Ceasing the true sufferings of rebirth, old age, sickness, and death, the problems of humans and devas, the sufferings of the lower realms, ceasing all the sufferings shown in the drawing of the Wheel of Life depends on ceasing their cause, karma and the three poisonous minds. In the Wheel of Life, karma is signified by the white and black circles. The white circle represents positive karma; the black, negative karma, which is motivated by one of the poisonous minds, but basically by ignorance not knowing the nature of the I and the aggregates.

In conclusion, dependent arising. The I exists in dependence upon the base, the aggregates, and the thought that labels "I." By depending on these two, the base and the thought, the I exists. In the same way, by depending on the base that performs the function of supporting things and the thought that labels "table," the table exists. And the same thing applies to everything. By depending on the base, this particular shape that rings, bell exists. By depending on this base, vajra exists. Again, nothing of this is text, but the text exists on this by depending on the base that performs the function of allowing you to read it. Everything exists by depending on its base. You can find nothing on the base, but everything exists by depending on the base. This is important to know.

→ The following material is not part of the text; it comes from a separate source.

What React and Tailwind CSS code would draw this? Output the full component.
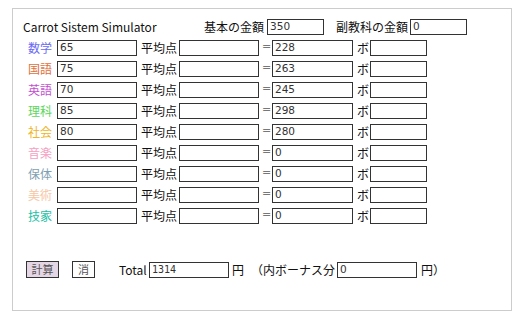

This is dependent arising, and it's extremely subtle. The way I've been talking about how the table and the I exist—the way they become so fine, it's almost as if they don't exist—is the Prasangika view. Because it is so subtle, it is very easy to fall into nihilism. By meditating on the meaning of dependent arising, however, you can realize emptiness unmistakenly. That everything exists in dependence on the base and the thought is subtle dependent arising.

There are different levels of dependent arising and of the object to be refuted, different levels of the wrong conception that is the root of samsara, according to the different schools. In reality the main root of samsara, as I have just described, is the ignorance believing that the I, even though it is labeled, has existence from its own side. This is the root of the whole samsara

Meditating on emptiness is extremely important. If you want to meditate on emptiness and don't know any other extensive meditations, meditate in the simple way I used with the table and the I. This causes you to see very clearly what the table or the I is. That then helps you to control your mind, your desire, anger, and other disturbing thoughts.

By developing the wisdom understanding emptiness, you can only achieve self-liberation, but with renunciation of samsara and bodhicitta, you can achieve enlightenment for the sake of all sentient beings and lead all sentient beings to enlightenment. So I thought to mention just a little drop of what dependent arising means.